1. It's possible to separate the product from sodium hydroxide using acetone because the organic product (6-ethoxycarbonyl-3,5-diphenyl-2-cyclohexenone) dissolves in acetone, while NaOH is insoluble in acetone. Thus NaOH will precipitate (cloudy). Upon centrifuging, NaOH is separated from the product.

2. The Michael reaction or Michael addition is the nucleophilic addition of an carbanion to an alpha, beta unsaturated carbonyl compound. It belongs to the larger class of conjugate additions. This is one of the most useful methods for the mild formation of C-C bonds.

The aldol reaction is an important C-C bond forming reaction in organic chemistry involving the addition of an enol or enolate anion to an aldehyde or ketone. In the aldol addition, the reaction results in a β-hydroxy ketone (or aldehyde), also called an "aldol" (aldehyde + alcohol). In the aldol condensation, the initial aldol adduct undergoes dehydration (loss of water) to form an α,β-unsaturated ketone (or aldehyde).

3. Mechanism: First is the sodium hydroxide-catalyzed conjugate addition of ethyl-acetoacetate to trans-chalcone, a Michael rxn; then a base-catalyzed aldo condensation rxn; then the aldol intermediate is dehydrated to form the final product. See full mechanism next page.

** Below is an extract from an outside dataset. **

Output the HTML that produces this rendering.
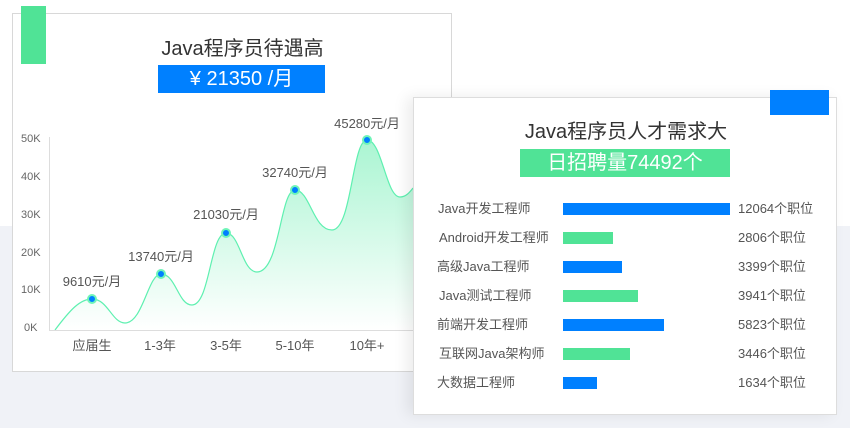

4. Calculation of theoretical yield. Write down balanced equation:

C6H10O3 + C15H12O = C21H20O3 + H2O

MW ethyl acetoacetate = 130 g/mol
MW trans-chalcone = 208 g/mol
n ethyl acetoacetate = 0.15/130 = 0.00115 (mol)
n trans-chalcone = 0.24/208 = 0.00115 (mol)
So we should have a theoretical yield of 0.00115 mol of C21H20O3
MW C21H20O3 = 21*12+20+48 = 320 (g/mol)
Theoretical yield of C21H20O3 = 320*0.00115 = 0.368 (g)